Second, the former husband did not file a UCCJA Affidavit or otherwise incorporate the required provisions in his petition.   The petition clearly stated:  “If you are asking the court to determine issues of temporary custody with regards to a minor child, you must also complete and file a Uniform Child Custody Jurisdiction Act (UCCJA) Affidavit.”   Such a filing or incorporation was required by section 741.30(3)(d), Florida Statutes (1999).   Under the facts of the present case, the lack of that filing or incorporation, coupled with the limited prayer for relief, established that the former wife was not placed on notice that issues of temporary custody and visitation would be addressed.

Finally, we note that the four children's best interests were not addressed at the hearing on the injunction.  Section 741.30(6)(a)3., Florida Statutes (1999), provides:

Upon notice and hearing, the court may grant such relief as the court deems proper, including an injunction:

3.  On the same basis as provided in chapter 61, awarding temporary custody of, or temporary visitation rights with regard to, a minor child or children of the parties.
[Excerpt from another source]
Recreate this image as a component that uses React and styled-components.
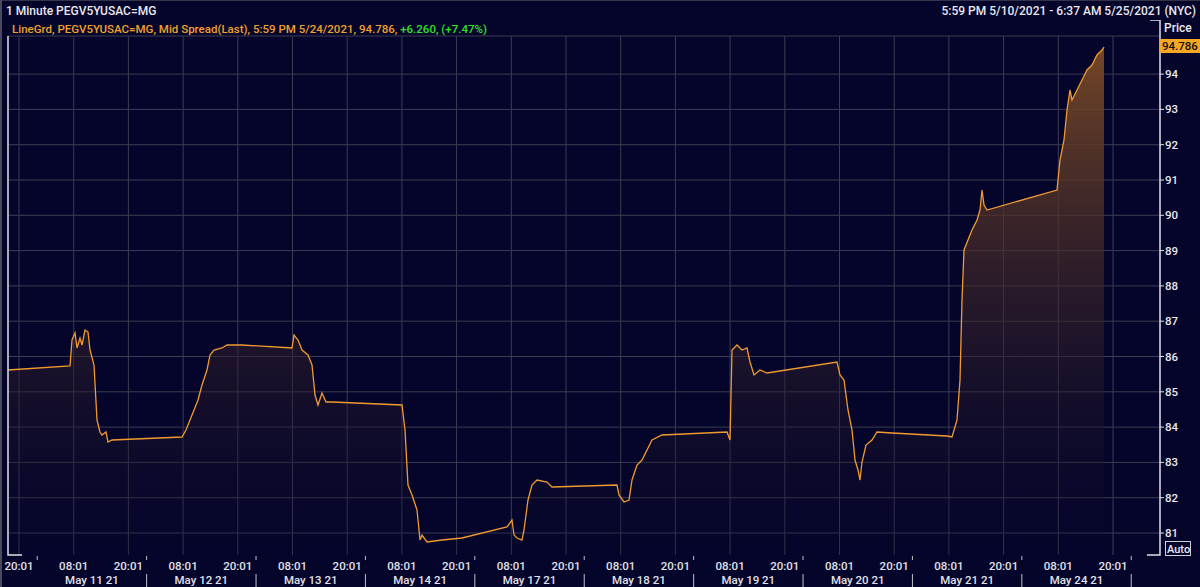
import React from "react";
import styled, { createGlobalStyle } from "styled-components";

const Global = createGlobalStyle`
  html, body { margin: 0; padding: 0; background: #05052b; }
  body { font-family: Roboto, "Liberation Sans", sans-serif; }
`;

const Window = styled.div`
  width: 1200px; height: 587px; background: #05052b; overflow: hidden;
  display: flex; flex-direction: column; border-left: 2px solid #4a4a5a; box-sizing: border-box;
`;
const Header = styled.div`
  height: 20px; display: flex; justify-content: space-between; align-items: center;
  padding: 0 4px 0 4px; color: #e8e8ee; font-size: 12px; font-weight: 500; border-top: 1px solid #33334a;
`;
const Body = styled.div`
  position: relative; flex: 1;
`;
const Legend = styled.div`
  position: absolute; left: 10px; top: 2px; font-size: 11.5px; font-weight: 500; color: #f0a030; white-space: pre;
`;
const Green = styled.span` color: #2fe02f; `;

const X0 = 17, DX = 54.7;
const yOf = (p) => 533 - (p - 81) * 35.3;

const pts = [[6,370],[68,366],[70,340],[73,333],[75,348],[78,338],[80,345],[83,330],[86,332],[88,350],[92,365],[95,420],[98,432],[100,435],[104,432],[106,442],[110,440],[180,437],[184,430],[190,415],[196,400],[200,385],[205,370],[208,355],[212,350],[220,348],[225,345],[240,345],[290,348],[292,335],[296,340],[300,350],[306,355],[310,365],[313,395],[316,405],[320,393],[324,402],[330,402],[400,405],[403,430],[406,485],[410,495],[415,510],[418,540],[420,535],[425,542],[440,540],[460,538],[505,527],[510,520],[512,535],[515,538],[520,540],[522,530],[526,500],[530,485],[535,480],[545,482],[550,487],[615,485],[617,495],[622,502],[627,500],[630,480],[635,465],[640,460],[650,440],[660,435],[725,432],[728,440],[730,350],[735,345],[740,350],[745,348],[748,362],[752,375],[758,370],[765,373],[835,362],[838,375],[842,380],[846,410],[850,430],[853,460],[856,470],[858,480],[860,462],[864,445],[870,440],[875,432],[890,433],[945,436],[950,437],[955,420],[958,380],[960,300],[962,250],[966,240],[970,230],[975,220],[978,210],[980,190],[982,205],[985,210],[1055,190],[1058,160],[1062,140],[1065,110],[1068,90],[1070,100],[1075,90],[1080,80],[1085,70],[1090,65],[1095,55],[1100,50],[1102,47]];

const line = pts.map((p, i) => (i ? "L" : "M") + p[0] + " " + p[1]).join(" ");
const area = line + " L1102 555 L6 555 Z";
const days = ["May 11 21","May 12 21","May 13 21","May 14 21","May 17 21","May 18 21","May 19 21","May 20 21","May 21 21","May 24 21"];
const sep = (i) => X0 + (2 * i + 1 / 3) * DX;

function Chart() {
  const vx = Array.from({ length: 21 }, (_, i) => X0 + i * DX);
  const prices = Array.from({ length: 14 }, (_, i) => 81 + i);
  return (
    <svg width="1198" height="567" viewBox="0 20 1198 567" style={{ display: "block" }}>
      <defs>
        <linearGradient id="g" x1="0" y1="0" x2="0" y2="1">
          <stop offset="0" stopColor="#7a4a26" stopOpacity="0.95" />
          <stop offset="1" stopColor="#05052b" stopOpacity="0.2" />
        </linearGradient>
      </defs>
      {vx.map((x) => <line key={x} x1={x} y1={36} x2={x} y2={555} stroke="#3c3c52" strokeWidth="1" />)}
      {prices.map((p) => <line key={p} x1={6} y1={yOf(p)} x2={1158} y2={yOf(p)} stroke="#3c3c52" strokeWidth="1" />)}
      <line x1="6" y1="36" x2="1158" y2="36" stroke="#3c3c52" />
      <path d={area} fill="url(#g)" />
      <path d={line} fill="none" stroke="#f09a30" strokeWidth="1.3" />
      <path d="M6 36 V555 H20 M1145 555 H1158 V20 H1148" fill="none" stroke="#e0e0e8" strokeWidth="1.5" />
      {prices.map((p) => (
        <g key={"t" + p}>
          <line x1="1158" y1={yOf(p)} x2="1162" y2={yOf(p)} stroke="#e0e0e8" />
          <text x="1163" y={yOf(p) + 4} fontSize="11.5" fontWeight="500" fill="#e8e8ee">{p}</text>
        </g>
      ))}
      <text x="1162" y="32" fontSize="12" fontWeight="500" fill="#e8e8ee">Price</text>
      <rect x="1158" y="39" width="42" height="14" fill="#f5a623" />
      <text x="1160" y="50" fontSize="11.5" fontWeight="500" fill="#101018">94.786</text>
      <rect x="1163.5" y="541.5" width="25" height="14" fill="none" stroke="#d0d0d8" />
      <text x="1165" y="553" fontSize="11" fontWeight="500" fill="#e8e8ee">Auto</text>
      {vx.map((x, i) => (
        <text key={"x" + i} x={x} y="570" fontSize="11.5" fontWeight="500" fill="#e0e0e8" textAnchor="middle">{i % 2 ? "08:01" : "20:01"}</text>
      ))}
      {Array.from({ length: 11 }, (_, i) => (
        <g key={"s" + i}>
          <line x1={sep(i)} y1="556" x2={sep(i)} y2="560" stroke="#c0c0c8" />
          {i > 0 && <line x1={sep(i)} y1="574" x2={sep(i)} y2="587" stroke="#c0c0c8" />}
        </g>
      ))}
      {days.map((d, i) => (
        <text key={d} x={(sep(i) + sep(i + 1)) / 2} y="584" fontSize="11.5" fontWeight="500" fill="#e0e0e8" textAnchor="middle">{d}</text>
      ))}
    </svg>
  );
}

export default function App() {
  return (
    <>
      <Global />
      <Window>
        <Header>
          <span>1 Minute PEGV5YUSAC=MG</span>
          <span>5:59 PM 5/10/2021 - 6:37 AM 5/25/2021 (NYC)</span>
        </Header>
        <Body>
          <Chart />
          <Legend>LineGrd, PEGV5YUSAC=MG, Mid Spread(Last), 5:59 PM 5/24/2021, 94.786, <Green>+6.260, (+7.47%)</Green></Legend>
        </Body>
      </Window>
    </>
  );
}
The four children's best interests were probably envisioned by the judge, but those considerations are not apparent on the face of the record.   Cf. Bader v. Bader, 639 So.2d 122 (Fla. 2d DCA 1994).

Reversed and remanded.

FOOTNOTES

1.   Section IV, addressing the use and possession of the home, and section VI, addressing temporary support, were inapplicable in the present case.

SALCINES, Judge.

FULMER, A.C.J., and DAVIS, J., concur.